While rotate2 can be used for right-angle rotations, that job should be left to rotate, which can do them faster and more accurately.

rotate2 is equivalent to a 1:1 texture-mapped quad, rotated around the center point of the quad by the designated angle, with linear or cubic spline interpolation filters applied to the texture mapping.

sharpen

• Make video crisper.

Sharpen cannot distinguish between artifacts, noise, and edges -- so sharpening edges with this filter will also make blocking and noise worse. Thus, there is a limit to how much video can be improved with sharpening, particularly highly-compressed or noisy video.

smoother

• Adaptively blur a video while trying to preserve edges.

temporal smoother

• Adaptively noise-reduce video across frames.

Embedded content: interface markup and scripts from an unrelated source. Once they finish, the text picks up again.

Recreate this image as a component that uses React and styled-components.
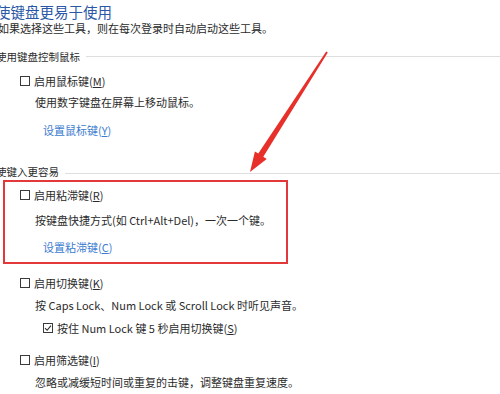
import React from 'react';
import styled, { createGlobalStyle } from 'styled-components';

const GlobalStyle = createGlobalStyle`
  html, body {
    margin: 0;
    padding: 0;
    background: #ffffff;
  }
  body {
    font-family: "Noto Sans CJK SC", "Noto Sans", sans-serif;
    color: #2b2b2b;
    overflow: hidden;
  }
`;

const Page = styled.div`
  position: relative;
  width: 500px;
  height: 394px;
  overflow: hidden;
  background: #fff;
`;

const Title = styled.h1`
  margin: 3px 0 0 -4px;
  font-size: 14.5px;
  font-weight: 400;
  line-height: 18px;
  color: #2a57a6;
  white-space: nowrap;
`;

const Subtitle = styled.p`
  margin: 0 0 0 -2px;
  font-size: 11px;
  line-height: 14px;
  color: #2b2b2b;
  white-space: nowrap;
`;

const SectionHeader = styled.div`
  display: flex;
  align-items: center;
  gap: 6px;
  margin: ${p => p.top}px 0 0 -4px;
  font-size: 10.5px;
  line-height: 16px;
  color: #2b2b2b;
  white-space: nowrap;

  &::after {
    content: '';
    flex: 1;
    height: 1px;
    margin-top: ${p => p.lineShift}px;
    background: #dedede;
  }
`;

const Highlight = styled.div`
  margin-left: 3px;
  width: 266px;
  padding: 3px 0 5px 15px;
  border: 2px solid #e2383a;
`;

const OptionRow = styled.label`
  display: flex;
  align-items: center;
  gap: 4px;
  margin: ${p => p.top ?? 0}px 0 0 ${p => p.left ?? 20}px;
  font-size: 11px;
  line-height: 20px;
  white-space: nowrap;
  color: #2b2b2b;
`;

const Box = styled.span`
  width: 10px;
  height: 10px;
  border: 1px solid #3a3a3a;
  box-sizing: border-box;
  display: flex;
  align-items: center;
  justify-content: center;
  background: #fff;
  flex: none;
`;

const Key = styled.span`
  text-decoration: underline;
  text-underline-offset: 1px;
`;

const Desc = styled.p`
  margin: ${p => p.top ?? 0}px 0 0 ${p => p.left ?? 35}px;
  font-size: 11px;
  line-height: 20px;
  white-space: nowrap;
  color: #2b2b2b;
`;

const SetupLink = styled.a`
  display: block;
  margin: ${p => p.top ?? 0}px 0 0 ${p => p.left ?? 43}px;
  font-size: 11px;
  line-height: 20px;
  color: #3d7cd0;
  text-decoration: none;
  white-space: nowrap;
`;

const ArrowLayer = styled.svg`
  position: absolute;
  left: 0;
  top: 0;
  width: 500px;
  height: 394px;
  pointer-events: none;
`;

const Check = ({ checked }) => (
  <Box>
    {checked && (
      <svg width="8" height="8" viewBox="0 0 8 8">
        <path d="M1 4.2 L3.1 6.3 L7 1.6" fill="none" stroke="#2b2b2b" strokeWidth="1.1" />
      </svg>
    )}
  </Box>
);

const Option = ({ label, hotkey, checked, top, left }) => (
  <OptionRow top={top} left={left}>
    <Check checked={checked} />
    <span>
      {label}(<Key>{hotkey}</Key>)
    </span>
  </OptionRow>
);

export default function App() {
  return (
    <Page>
      <GlobalStyle />
      <Title>使键盘更易于使用</Title>
      <Subtitle>如果选择这些工具，则在每次登录时自动启动这些工具。</Subtitle>

      <SectionHeader top={14} lineShift={-1}>使用键盘控制鼠标</SectionHeader>
      <Option label="启用鼠标键" hotkey="M" top={6} />
      <Desc top={1}>使用数字键盘在屏幕上移动鼠标。</Desc>
      <SetupLink top={8}>设置鼠标键(<Key>Y</Key>)</SetupLink>

      <SectionHeader top={24} lineShift={2}>使键入更容易</SectionHeader>
      <Highlight>
        <Option label="启用粘滞键" hotkey="R" left={0} />
        <Desc top={5} left={15}>按键盘快捷方式(如 Ctrl+Alt+Del)，一次一个键。</Desc>
        <SetupLink top={7} left={23}>设置粘滞键(<Key>C</Key>)</SetupLink>
      </Highlight>

      <Option label="启用切换键" hotkey="K" top={9} />
      <Desc top={2}>按 Caps Lock、Num Lock 或 Scroll Lock 时听见声音。</Desc>
      <Option label="按住 Num Lock 键 5 秒启用切换键" hotkey="S" checked top={3} left={43} />

      <Option label="启用筛选键" hotkey="I" top={12} />
      <Desc top={2}>忽略或减缓短时间或重复的击键，调整键盘重复速度。</Desc>

      <ArrowLayer viewBox="0 0 500 394">
        <polygon
          points="326.2,51.5 327.8,52.5 263.3,156.8 266.7,159 250,172 254.9,151.4 258.3,153.6"
          fill="#e8302a"
        />
      </ArrowLayer>
    </Page>
  );
}
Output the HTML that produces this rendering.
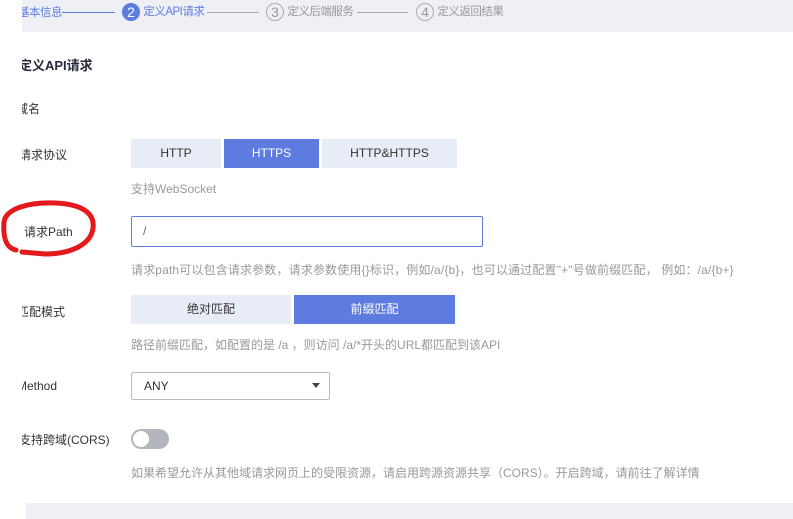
<!DOCTYPE html><html><head><meta charset="utf-8"><style>
body{margin:0;width:793px;height:519px;position:relative;overflow:hidden;background:#fff;font-family:"Liberation Sans","Noto Sans CJK SC",sans-serif;font-size:12px;color:#333}
.a{position:absolute;white-space:nowrap}
.hint{color:#999}
.btn{position:absolute;height:29px;line-height:29px;text-align:center;background:#e8ecf7;color:#333}
.on{background:#5e7ce0;color:#fff}
.c{display:inline-block;width:18px;height:18px;border-radius:50%;text-align:center;line-height:18px;font-size:14px;vertical-align:middle}
.clip{position:absolute;left:22px;top:0;width:120px;height:519px;overflow:hidden}
.st{font-size:11.5px;letter-spacing:-0.5px}
</style></head><body>
<div class="a" style="left:22px;top:0;width:771px;height:32px;background:#eef0f5"></div>
<div class="clip">
<div class="a st" style="left:-4px;top:5px;color:#5e7ce0;line-height:17px">基本信息</div>
<div class="a" style="left:0;top:55px;font-size:13px;font-weight:bold;color:#252b3a;left:-3px">定义API请求</div>
<div class="a" style="left:-6px;top:100px">域名</div>
<div class="a" style="left:-3px;top:146px">请求协议</div>
<div class="a" style="left:2px;top:223px">请求Path</div>
<div class="a" style="left:-5px;top:303px">匹配模式</div>
<div class="a" style="left:-5px;top:379px">Method</div>
<div class="a" style="left:-3px;top:431px">支持跨域(CORS)</div>
</div>
<div class="a" style="left:62px;top:12px;width:53px;height:1px;background:#5e7ce0"></div>
<div class="a" style="left:122px;top:3px;"><span class="c" style="background:#5e7ce0;color:#fff">2</span> <span class="st" style="color:#5e7ce0">定义API请求</span></div>
<div class="a" style="left:207px;top:12px;width:52px;height:1px;background:#aaa"></div>
<div class="a" style="left:266px;top:3px;color:#999"><span class="c" style="border:1px solid #aaa;width:16px;height:16px;line-height:16px">3</span> <span class="st">定义后端服务</span></div>
<div class="a" style="left:357px;top:12px;width:51px;height:1px;background:#aaa"></div>
<div class="a" style="left:416px;top:3px;color:#999"><span class="c" style="border:1px solid #aaa;width:16px;height:16px;line-height:16px">4</span> <span class="st">定义返回结果</span></div>
<div class="btn" style="left:131px;top:139px;width:90px">HTTP</div>
<div class="btn on" style="left:224px;top:139px;width:95px">HTTPS</div>
<div class="btn" style="left:322px;top:139px;width:135px">HTTP&amp;HTTPS</div>
<div class="a hint" style="left:131px;top:180px">支持WebSocket</div>
<div class="a" style="left:131px;top:216px;width:350px;height:29px;border:1px solid #5e7ce0;border-radius:2px"></div>
<div class="a" style="left:143px;top:224px;color:#666">/</div>
<div class="a hint" style="left:131px;top:261px;letter-spacing:0.15px">请求path可以包含请求参数，请求参数使用{}标识，例如/a/{b}，也可以通过配置"+"号做前缀匹配， 例如：/a/{b+}</div>
<div class="btn" style="left:131px;top:295px;width:160px">绝对匹配</div>
<div class="btn on" style="left:294px;top:295px;width:161px">前缀匹配</div>
<div class="a hint" style="left:131px;top:336px">路径前缀匹配，如配置的是 /a ，则访问 /a/*开头的URL都匹配到该API</div>
<div class="a" style="left:131px;top:372px;width:197px;height:26px;border:1px solid #bbb;border-radius:2px"></div>
<div class="a" style="left:144px;top:379px">ANY</div>
<div class="a" style="left:312px;top:383px;width:0;height:0;border-left:4px solid transparent;border-right:4px solid transparent;border-top:5px solid #444"></div>
<div class="a" style="left:131px;top:429px;width:38px;height:20px;border-radius:10px;background:#b4b6bd"></div>
<div class="a" style="left:133px;top:431px;width:16px;height:16px;border-radius:50%;background:#fff"></div>
<div class="a hint" style="left:131px;top:464px">如果希望允许从其他域请求网页上的受限资源，请启用跨源资源共享（CORS）。开启跨域，请前往了解详情</div>
<div class="a" style="left:26px;top:503px;width:767px;height:16px;background:#eef0f5"></div>
<svg class="a" style="left:0;top:0" width="120" height="270"><path d="M16 250 C5 248 3 235 4 222 C6 208 30 202 55 203 C80 204 95 212 93 228 C91 245 70 254 45 254 L22 252" fill="none" stroke="#e3191c" stroke-width="5" stroke-linecap="round"/></svg>
</body></html>
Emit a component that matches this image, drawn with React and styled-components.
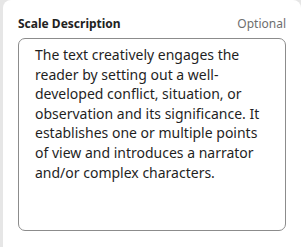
import React from 'react';
import styled, {createGlobalStyle} from 'styled-components';

const GlobalStyle = createGlobalStyle`
  html, body {
    margin: 0;
    padding: 0;
    background: #e6e6e6;
    font-family: "Noto Sans", "Open Sans", sans-serif;
  }
`;

const Card = styled.div`
  margin-left: 3px;
  height: 247px;
  box-sizing: border-box;
  background: #ffffff;
  border-radius: 8px 8px 0 0;
  padding: 15px 15px 0 15px;
`;

const LabelRow = styled.div`
  display: flex;
  justify-content: space-between;
  align-items: baseline;
  font-size: 12px;
  line-height: 18px;
  margin-bottom: 5px;
`;

const Label = styled.label`
  font-weight: 700;
  color: #222222;
`;

const Hint = styled.span`
  color: #6e6e6e;
`;

const TextArea = styled.textarea`
  display: block;
  width: 100%;
  height: 193px;
  box-sizing: border-box;
  border: 1px solid #8c8c8c;
  border-radius: 7px;
  padding: 6px 16px;
  resize: none;
  font-family: "Noto Sans", "Open Sans", sans-serif;
  font-size: 14px;
  line-height: 19.6px;
  color: #1f1f1f;
  background: #ffffff;
  outline: none;
`;

const App = () => {
  return (
    <>
      <GlobalStyle />
      <Card>
        <LabelRow>
          <Label htmlFor="scale-desc">Scale Description</Label>
          <Hint>Optional</Hint>
        </LabelRow>
        <TextArea
          id="scale-desc"
          defaultValue="The text creatively engages the reader by setting out a well-developed conflict, situation, or observation and its significance. It establishes one or multiple points of view and introduces a narrator and/or complex characters."
        />
      </Card>
    </>
  );
};

export default App;
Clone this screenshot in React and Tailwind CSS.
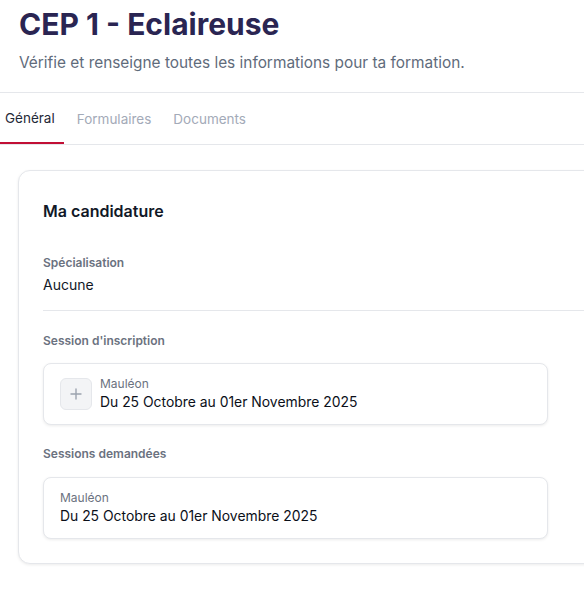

A temporal filter is one that works along time -- temporal smoother doesn't compare pixels within a frame, but across a 7-frame window. It is effective at reducing noise, but for best effect, it should be combined with a filter that works within a frame (spatial filter). Raising the power of the filter increases the amount of noise reduction but can also result in smearing of details when motion occurs as well as sparkling during transitions. It works best with a setting of 3-5.

threshold

• Convert video to black and while by comparing against a threshold.

TV

• Blur or resample video in luma/chroma space.

Due to the way that analog video encoding works, the color information in the video (chroma) typically has lower resolution and more noise than the brightness information (luma). This problem is especially severe with videotape. The TV filter can reduce chroma noise by averaging only the chroma, while leaving the luma alone. This can reduce color flickering in a video, but should be used carefully as too much chroma blurring will lead to bleeding.

warp resize

• Resize video using an edge-sensitive algorithm.

Warp resize attempts to resize video more intelligently by detecting edges in the video and warping areas to sharpen edges. It works better with computer-generated video or animations than with natural video.